FDA Issues GDUFA ANDA Amendment and PAS Guidances Explaining Implementation of Some of the More Complex Provisions of the User Fee AgreementJuly 10, 2014
By Kurt R. Karst –
Earlier this week, and just a day after the second anniversary of the 2012 FDA Safety and Innovation Act that, among other things, includes the Generic Drug User Fee Amendments (“GDUFA” ), FDA announced the release of two draft guidance documents that explain how the Agency (and the Office of Generic Drugs in particular) intends to implement the rather complex ANDA amendment and Prior Approval Supplement (“PAS”) provisions and performance metric goals contained in the Program Performance Goals and Procedures (“Commitment Letter”) accompanying GDUFA. The draft guidances, along with pre-recorded webinars (here and here) and slides (here and here), come less than three months before the October 1, 2014 date when GDUFA goes into full effect, and when the generic drug industry will be forever changed.
The amendment and PAS provisions of the Commitment Letter – and the amendment provisions in particular – are not for the faint of heart. You’re left scratching your head after the first readthrough of the Commitment Letter wondering how this system is going to work, but by the tenth readthrough things begin to start sinking in. And the two new draft guidances – ANDA Submissions – Prior Approval Supplements Under GDUFA and ANDA Submissions – Amendments and Easily Correctable Deficiencies Under GDUFA – go a long way to elucidate how the submission system will work under GDUFA, and provide several very helpful real-world examples.
Let’s start with a few basics from GDUFA and the Commitment Letter, and some concepts shared among both draft guidances before moving on to some specifics from each draft guidance:
- ANDAs are now categorized according to cohort year (i.e., FY 2015, FY 2016, FY 2017). PASs are also identified by the fiscal year of submission, but the term “cohort year” is not specifically used to refer to a particular submission year.
- Once an original ANDA is in a particular cohort year based on the original submission date made through FDA’s electronic gateway (see our previous post here), dates of submission of an amendment to that original ANDA do not change the cohort year. In other words, if you submit your original ANDA in FY 2015, that application will forever be a cohort year 3 ANDA. The same holds true for a PAS fiscal year submission.
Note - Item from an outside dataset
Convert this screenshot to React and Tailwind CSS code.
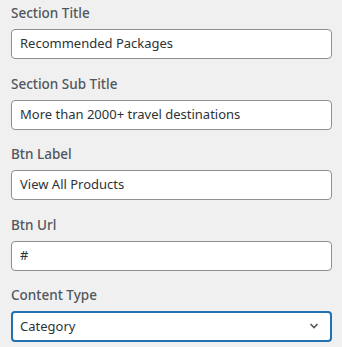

- FDA agreed to review and act on 60% of original ANDA submissions within 15 months from the date of submission for the year 3 cohort (FY 2015); 75% of original ANDA submissions within 15 months from the date of submission for the year 4 cohort (FY 2016); and 90% of original ANDA submissions within 10 months from the date of submission for the year 5 cohort (FY 2017).
- FDA agreed to review and act on 60% of complete PASs that do not require inspection within 6 months from the date of submission, and within 10 months from the date of submission that require inspection for receipts in FY 2015; 75% of complete PASs that do not require inspection within 6 months from the date of submission, and within 10 months from the date of submission that require inspection for receipts in FY 2016; and 90% of complete PASs that do not require inspection within 6 months from the date of submission, and within 10 months from the date of submission that require inspection for receipts in FY 2017.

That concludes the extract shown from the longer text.